The quality of produced and discharged waters is of increasing concern as the quality of potable waters within many regions of the country becomes a critical issue. The impact of discharged waters on the downstream water quality, as well as the flora and fauna within a discharge zone, is dependent on the quality of the water ultimately released into a drainage basin from a treatment system. In many regions of the country, discharge permits are being re-evaluated and sometimes recalled due to the actual and/or perceived impact upon surface and subsurface waters, particularly those providing water utilized by the human population. This is in response to the U.S. EPA’s determination that the best method for dealing with produced waters was reinjection. Faced with the loss water that supports thousands of acres of wetlands across Wyoming, the State petitioned EPA to add an "Agriculture and Wildlife" exemption to allow surface discharge within lands under its jurisdiction in compliance with the NPDES program. As such, the Wyoming DEQ and Marathon Oil Company entered into a test project to ascertain the effectiveness of passive systems to treat produced waters to the NPDES toxicity requirements.
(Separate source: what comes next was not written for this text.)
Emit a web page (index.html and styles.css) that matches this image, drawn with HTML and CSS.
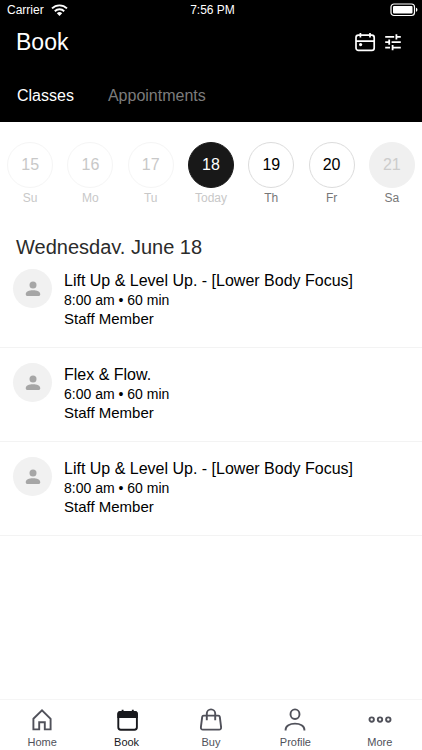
FILE: index.html
```html
<!DOCTYPE html>
<html lang="en">
  <head>
    <meta charset="UTF-8" />
    <meta name="viewport" content="width=device-width, initial-scale=1.0" />
    <title>Book</title>
    <link rel="stylesheet" href="styles.css">
  </head>
  <body>
    <svg class="sprite" aria-hidden="true">
      <symbol id="person" viewBox="0 0 16 16">
        <circle cx="8" cy="4" r="3.5" />
        <path d="M.7 15v-1.7C.7 10.6 4 9.2 8 9.2s7.3 1.4 7.3 4.1q0 1.7-1.4 1.7H2.1Q.7 15 .7 13.3z" />
      </symbol>
    </svg>

    <header class="header">
      <div class="status-bar">
        <span class="carrier">
          Carrier
          <svg width="17" height="12" viewBox="0 0 17 12" fill="none" stroke="#fff" stroke-width="1.9">
            <path d="M1 4.4a10.7 10.7 0 0 1 15 0M3.8 7.2a6.7 6.7 0 0 1 9.4 0" />
            <path d="M5.8 9.2a3.9 3.9 0 0 1 5.4 0L8.5 12z" fill="#fff" stroke="none" />
          </svg>
        </span>
        <span>7:56 PM</span>
        <span class="battery">
          <svg width="28" height="14" viewBox="0 0 28 14" fill="none">
            <rect x="1" y="1" width="23.5" height="11.5" rx="3" stroke="#fff" stroke-width="1.2" />
            <rect x="3" y="3" width="19.5" height="7.5" rx="1" fill="#fff" />
            <path d="M26 4.8v4c1.9-.5 1.9-3.5 0-4z" fill="#fff" />
          </svg>
        </span>
      </div>

      <div class="title-bar">
        <h1>Book</h1>
        <div class="actions">
          <button type="button" aria-label="Choose date">
            <svg width="22" height="20" viewBox="0 0 22 20" fill="none" stroke="#fff" stroke-width="1.7">
              <rect x="2" y="3.2" width="18.2" height="15.2" rx="2.4" />
              <path d="M2 9.2h18.2M6.4 1v4.4M16 1v4.4" />
              <circle cx="6.6" cy="12.6" r="1.6" fill="#fff" stroke="none" />
            </svg>
          </button>
          <button type="button" aria-label="Filter">
            <svg width="18" height="20" viewBox="0 0 18 20" fill="none" stroke="#fff" stroke-width="1.8">
              <path d="M1.2 4.8h9M12.4 2.2v5.2M12.6 4.8h4.2M1.2 10.2h3.4M5.2 7.6v5.2M7.6 10.2h9.2M1.2 15.6h4.8M8.6 13v5.2M8.8 15.6h8" />
            </svg>
          </button>
        </div>
      </div>

      <nav class="tabs">
        <a href="#classes" class="active">Classes</a>
        <a href="#appointments">Appointments</a>
      </nav>
    </header>

    <main>
      <!-- Week picker -->
      <div class="week">
        <button type="button" class="day past"><span class="number">15</span>Su</button>
        <button type="button" class="day past"><span class="number">16</span>Mo</button>
        <button type="button" class="day past"><span class="number">17</span>Tu</button>
        <button type="button" class="day today"><span class="number">18</span>Today</button>
        <button type="button" class="day"><span class="number">19</span>Th</button>
        <button type="button" class="day"><span class="number">20</span>Fr</button>
        <button type="button" class="day closed"><span class="number">21</span>Sa</button>
      </div>

      <h2 class="date-title">Wednesday, June 18</h2>

      <ul class="class-list">
        <li class="class-item">
          <span class="avatar"><svg width="16" height="16"><use href="#person" /></svg></span>
          <div>
            <h3>Lift Up &amp; Level Up. - [Lower Body Focus]</h3>
            <p class="time">8:00 am • 60 min</p>
            <p class="staff">Staff Member</p>
          </div>
        </li>
        <li class="class-item">
          <span class="avatar"><svg width="16" height="16"><use href="#person" /></svg></span>
          <div>
            <h3>Flex &amp; Flow.</h3>
            <p class="time">6:00 am • 60 min</p>
            <p class="staff">Staff Member</p>
          </div>
        </li>
        <li class="class-item">
          <span class="avatar"><svg width="16" height="16"><use href="#person" /></svg></span>
          <div>
            <h3>Lift Up &amp; Level Up. - [Lower Body Focus]</h3>
            <p class="time">8:00 am • 60 min</p>
            <p class="staff">Staff Member</p>
          </div>
        </li>
      </ul>
    </main>

    <!-- Bottom navigation -->
    <nav class="bottom-nav">
      <a href="#home">
        <svg width="24" height="24" viewBox="0 0 24 24">
          <path d="M3.4 10.8 12 2.4l8.6 8.4V21.4h-5.8v-7.2H9.2v7.2H3.4z" />
        </svg>
        Home
      </a>
      <a href="#book" class="active">
        <svg width="24" height="24" viewBox="0 0 24 24">
          <rect x="3.3" y="3.9" width="18.6" height="17.8" rx="2.4" />
          <path d="M3.3 9V6.2q0-2.3 2.3-2.3h14q2.3 0 2.3 2.3V9zM7.6 1.8V5M17.8 1.8V5" fill="currentColor" />
        </svg>
        Book
      </a>
      <a href="#buy">
        <svg width="24" height="24" viewBox="0 0 24 24">
          <path d="M4.6 7.6h14.8q1.2 0 1.4 1.2l1.3 10.4q.2 2.4-2 2.4H3.9q-2.2 0-2-2.4L3.2 8.8q.2-1.2 1.4-1.2z" />
          <path d="M7.8 12.2V5.6a4.2 4.2 0 0 1 8.4 0v6.6" />
        </svg>
        Buy
      </a>
      <a href="#profile">
        <svg width="24" height="24" viewBox="0 0 24 24">
          <ellipse cx="12" cy="6.2" rx="4.5" ry="4.8" />
          <path d="M2.6 22.6v-.8c0-3.9 4.2-6.2 9.4-6.2s9.4 2.3 9.4 6.2v.8" />
        </svg>
        Profile
      </a>
      <a href="#more">
        <svg width="24" height="24" viewBox="0 0 24 24">
          <circle cx="3.7" cy="11.6" r="2.2" />
          <circle cx="12" cy="11.6" r="2.2" />
          <circle cx="20.3" cy="11.6" r="2.2" />
        </svg>
        More
      </a>
    </nav>
  </body>
</html>
```

FILE: styles.css
```css
* {
  box-sizing: border-box;
}
body {
  display: flex;
  flex-direction: column;
  min-height: 100vh;
  margin: 0;
  background-color: #fff;
  color: #000;
  font-family: "Liberation Sans", Arial, sans-serif;
}
h1,
h2,
h3,
p,
ul {
  margin: 0;
  padding: 0;
  font-weight: normal;
}
button {
  padding: 0;
  border: 0;
  background: none;
  font-family: inherit;
}
a {
  text-decoration: none;
}
svg {
  display: block;
}
.sprite {
  display: none;
}
main {
  flex: 1;
}

/* Header */
.header {
  background-color: #000;
  color: #fff;
}
.status-bar {
  display: grid;
  grid-template-columns: 1fr auto 1fr;
  height: 20px;
  padding: 0 4px 0 7px;
  font-size: 12px;
  line-height: 20px;
}
.carrier {
  display: flex;
  align-items: center;
  gap: 7px;
}
.battery {
  display: flex;
  align-items: center;
  justify-content: flex-end;
}
.title-bar {
  display: flex;
  align-items: center;
  justify-content: space-between;
  height: 44px;
  padding: 0 20px 0 16px;
}
.title-bar h1 {
  font-size: 23px;
}
.actions {
  display: flex;
  gap: 8px;
}
.tabs {
  display: flex;
  gap: 34px;
  padding: 20px 17px 14px;
}
.tabs a {
  color: #7c7c7c;
  font-size: 16px;
  line-height: 24px;
}
.tabs a.active {
  color: #fff;
}

/* Week picker */
.week {
  display: grid;
  grid-template-columns: repeat(7, 1fr);
  padding-top: 20px;
}
.day {
  display: flex;
  flex-direction: column;
  align-items: center;
  gap: 2px;
  color: #777;
  font-size: 12px;
  line-height: 16px;
}
.number {
  display: flex;
  align-items: center;
  justify-content: center;
  width: 46px;
  height: 46px;
  border: 1px solid #dcdcdc;
  border-radius: 50%;
  color: #000;
  font-size: 16px;
}
.past,
.today {
  color: #c8c8c8;
}
.past .number {
  border-color: #f5f5f5;
  color: #c8c8c8;
}
.today .number {
  border-color: #181818;
  background-color: #181818;
  color: #fff;
}
.closed .number {
  border-color: #f0f0f0;
  background-color: #f0f0f0;
  color: #ccc;
}

/* Class list */
.date-title {
  height: 19px;
  margin-top: 29px;
  padding: 0 16px;
  overflow: hidden;
  color: #2b2b2b;
  font-size: 20px;
  line-height: 24px;
}
.class-list {
  list-style: none;
}
.class-item {
  display: flex;
  gap: 12px;
  padding: 15px 13px 18px;
  border-bottom: 1px solid #f3f3f3;
}
.class-item div {
  padding-top: 2px;
}
.avatar {
  display: flex;
  align-items: center;
  justify-content: center;
  width: 39px;
  height: 39px;
  border-radius: 50%;
  background-color: #f1f1f1;
  fill: #a6a6a6;
}
.class-item h3 {
  font-size: 16px;
  line-height: 20px;
}
.time {
  font-size: 14px;
  line-height: 18px;
}
.staff {
  font-size: 15px;
  line-height: 20px;
}

/* Bottom navigation */
.bottom-nav {
  display: grid;
  grid-template-columns: repeat(5, 1fr);
  padding-top: 8px;
  border-top: 1px solid #f5f5f5;
}
.bottom-nav a {
  display: flex;
  flex-direction: column;
  align-items: center;
  gap: 3px;
  color: #50515a;
  font-size: 11px;
  line-height: 15px;
}
.bottom-nav a.active {
  color: #18191d;
}
.bottom-nav svg {
  fill: none;
  stroke: currentColor;
  stroke-width: 1.9;
}
```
The engineering design and testing of such a system was addressed in this study. The work was performed by students and faculty in the Environmental Science and Engineering and Petroleum Engineering departments at the Colorado School of Mines. The system consists of two surface flow cell units, one graded and one terraced, along with a constructed wetlands unit. These units can be independently evaluated. Untreated produced waters are presently being discharged into the drainage basin along with the diverted and treated waters.
The system has been operational since July 1991. Initial results have been very promising and mechanical, chemical, and biological treatment in the surface flow and wetland units appear to significantly reduce the existing sulfide problem, as well as the released radium concentration. These are the constituents of major concern, although assays were also carried out for other parameters, including hydrocarbon content.